# An Erdős-Ko-Rado Theorem for Permutations with Fixed Number of Cycles

### Abstract

Let $S_{n}$ denote the set of permutations of $[n]=\{1,2,\dots, n\}$. For a positive integer $k$, define $S_{n,k}$ to be the set of all permutations of $[n]$ with exactly $k$ disjoint cycles, i.e.,

\[ S_{n,k} = \{\pi \in S_{n}: \pi = c_{1}c_{2} \cdots c_{k}\},\]

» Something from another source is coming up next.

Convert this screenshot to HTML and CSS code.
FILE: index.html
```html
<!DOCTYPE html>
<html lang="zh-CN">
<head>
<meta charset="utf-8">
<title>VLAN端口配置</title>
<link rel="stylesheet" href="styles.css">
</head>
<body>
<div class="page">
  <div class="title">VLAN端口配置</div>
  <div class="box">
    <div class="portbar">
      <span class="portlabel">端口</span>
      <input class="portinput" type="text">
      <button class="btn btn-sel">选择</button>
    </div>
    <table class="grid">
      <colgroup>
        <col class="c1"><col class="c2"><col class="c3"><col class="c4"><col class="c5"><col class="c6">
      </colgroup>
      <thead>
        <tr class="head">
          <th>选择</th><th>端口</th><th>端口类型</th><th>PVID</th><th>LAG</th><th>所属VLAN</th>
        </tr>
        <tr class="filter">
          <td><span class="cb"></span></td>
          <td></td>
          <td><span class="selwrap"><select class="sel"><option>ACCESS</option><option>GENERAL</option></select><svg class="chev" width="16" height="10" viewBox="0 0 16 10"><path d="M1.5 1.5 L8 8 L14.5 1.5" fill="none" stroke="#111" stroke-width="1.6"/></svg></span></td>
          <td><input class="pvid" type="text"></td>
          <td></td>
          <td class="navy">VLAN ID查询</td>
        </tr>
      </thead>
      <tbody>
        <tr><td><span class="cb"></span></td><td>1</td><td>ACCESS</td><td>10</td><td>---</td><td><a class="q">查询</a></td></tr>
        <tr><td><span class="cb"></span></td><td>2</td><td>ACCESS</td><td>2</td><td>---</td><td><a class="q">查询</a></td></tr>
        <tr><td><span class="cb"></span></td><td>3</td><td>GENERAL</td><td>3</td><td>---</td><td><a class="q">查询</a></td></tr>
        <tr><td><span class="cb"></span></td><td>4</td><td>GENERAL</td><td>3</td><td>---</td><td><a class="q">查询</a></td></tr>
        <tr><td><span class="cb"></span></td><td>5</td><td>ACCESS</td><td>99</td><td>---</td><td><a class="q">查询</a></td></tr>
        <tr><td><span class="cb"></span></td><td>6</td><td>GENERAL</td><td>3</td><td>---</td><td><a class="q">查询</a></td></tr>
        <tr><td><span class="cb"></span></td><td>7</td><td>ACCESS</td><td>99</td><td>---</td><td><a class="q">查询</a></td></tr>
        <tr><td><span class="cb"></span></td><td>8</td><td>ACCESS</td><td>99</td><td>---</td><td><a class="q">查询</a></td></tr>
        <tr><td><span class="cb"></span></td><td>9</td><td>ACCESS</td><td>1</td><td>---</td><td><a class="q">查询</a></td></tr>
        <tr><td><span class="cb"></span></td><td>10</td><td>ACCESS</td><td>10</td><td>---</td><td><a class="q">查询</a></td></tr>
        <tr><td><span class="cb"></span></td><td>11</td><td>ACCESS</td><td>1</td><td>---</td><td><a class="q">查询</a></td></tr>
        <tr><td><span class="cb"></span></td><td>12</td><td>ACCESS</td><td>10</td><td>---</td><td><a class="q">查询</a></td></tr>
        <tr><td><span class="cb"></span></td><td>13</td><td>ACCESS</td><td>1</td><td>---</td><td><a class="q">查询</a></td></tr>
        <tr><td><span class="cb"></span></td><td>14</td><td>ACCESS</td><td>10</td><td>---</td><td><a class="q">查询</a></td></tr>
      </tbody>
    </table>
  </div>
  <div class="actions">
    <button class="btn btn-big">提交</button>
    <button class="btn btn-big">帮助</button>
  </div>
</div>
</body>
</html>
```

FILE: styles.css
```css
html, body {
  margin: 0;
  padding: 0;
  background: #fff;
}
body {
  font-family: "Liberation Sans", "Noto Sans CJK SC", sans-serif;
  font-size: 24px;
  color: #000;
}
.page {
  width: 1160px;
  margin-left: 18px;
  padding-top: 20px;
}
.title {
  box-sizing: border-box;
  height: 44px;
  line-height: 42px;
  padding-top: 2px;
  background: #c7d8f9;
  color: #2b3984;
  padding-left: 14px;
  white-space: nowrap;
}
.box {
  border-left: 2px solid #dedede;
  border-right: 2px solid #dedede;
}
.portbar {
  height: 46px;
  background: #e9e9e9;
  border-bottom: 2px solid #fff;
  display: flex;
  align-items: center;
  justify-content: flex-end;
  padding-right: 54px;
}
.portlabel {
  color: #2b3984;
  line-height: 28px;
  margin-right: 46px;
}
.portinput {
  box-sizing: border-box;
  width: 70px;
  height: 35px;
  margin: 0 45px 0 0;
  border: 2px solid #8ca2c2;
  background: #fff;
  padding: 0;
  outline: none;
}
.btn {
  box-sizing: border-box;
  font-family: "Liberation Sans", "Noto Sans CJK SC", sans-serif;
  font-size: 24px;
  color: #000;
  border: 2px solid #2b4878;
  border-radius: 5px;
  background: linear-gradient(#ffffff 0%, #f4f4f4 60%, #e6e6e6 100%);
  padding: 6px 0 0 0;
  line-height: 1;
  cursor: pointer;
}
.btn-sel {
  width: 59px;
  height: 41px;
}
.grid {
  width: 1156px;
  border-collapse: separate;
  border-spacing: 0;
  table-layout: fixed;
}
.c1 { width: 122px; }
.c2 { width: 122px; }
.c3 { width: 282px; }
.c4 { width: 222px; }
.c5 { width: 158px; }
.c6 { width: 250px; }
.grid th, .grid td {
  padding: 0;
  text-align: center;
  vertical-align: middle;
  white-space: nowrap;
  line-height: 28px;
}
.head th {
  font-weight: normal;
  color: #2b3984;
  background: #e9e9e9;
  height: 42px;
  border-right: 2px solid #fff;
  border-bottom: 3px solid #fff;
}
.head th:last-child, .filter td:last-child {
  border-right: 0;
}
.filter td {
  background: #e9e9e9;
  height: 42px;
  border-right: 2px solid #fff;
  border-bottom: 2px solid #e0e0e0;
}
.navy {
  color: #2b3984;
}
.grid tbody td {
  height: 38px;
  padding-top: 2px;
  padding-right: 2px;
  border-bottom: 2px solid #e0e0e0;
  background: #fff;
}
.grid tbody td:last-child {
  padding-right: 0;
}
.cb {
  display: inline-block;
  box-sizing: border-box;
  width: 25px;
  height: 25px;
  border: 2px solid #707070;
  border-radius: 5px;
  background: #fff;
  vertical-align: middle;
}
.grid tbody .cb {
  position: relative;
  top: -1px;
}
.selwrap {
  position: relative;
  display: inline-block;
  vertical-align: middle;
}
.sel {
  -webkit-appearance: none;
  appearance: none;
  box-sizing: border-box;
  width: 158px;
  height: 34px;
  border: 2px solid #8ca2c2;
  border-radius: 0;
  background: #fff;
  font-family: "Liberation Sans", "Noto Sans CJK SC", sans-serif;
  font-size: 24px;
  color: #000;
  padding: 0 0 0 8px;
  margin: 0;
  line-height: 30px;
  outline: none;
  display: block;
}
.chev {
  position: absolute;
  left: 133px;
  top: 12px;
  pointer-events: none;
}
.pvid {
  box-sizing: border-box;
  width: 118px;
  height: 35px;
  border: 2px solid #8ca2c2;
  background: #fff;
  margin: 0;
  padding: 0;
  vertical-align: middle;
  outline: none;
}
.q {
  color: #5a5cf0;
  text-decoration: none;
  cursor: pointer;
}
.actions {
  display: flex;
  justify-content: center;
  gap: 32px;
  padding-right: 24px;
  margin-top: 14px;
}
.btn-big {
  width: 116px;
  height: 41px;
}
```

where $c_1,c_2,\dots ,c_k$ are disjoint cycles. The size of $S_{n,k}$ is $\left [ \begin{matrix}n\\ k \end{matrix}\right]=(-1)^{n-k}s(n,k)$, where $s(n,k)$ is the Stirling number of the first kind. A family $\mathcal{A} \subseteq S_{n,k}$ is said to be $t$-*cycle-intersecting* if any two elements of $\mathcal{A}$ have at least $t$ common cycles. In this paper we show that, given any positive integers $k,t$ with $k\geq t+1$, if $\mathcal{A} \subseteq S_{n,k}$ is $t$-cycle-intersecting and $n\ge n_{0}(k,t)$ where $n_{0}(k,t) = O(k^{t+2})$, then

\[ |\mathcal{A}| \le \left [ \begin{matrix}n-t\\ k-t \end{matrix}\right],\]

with equality if and only if $\mathcal{A}$ is the stabiliser of $t$ fixed points.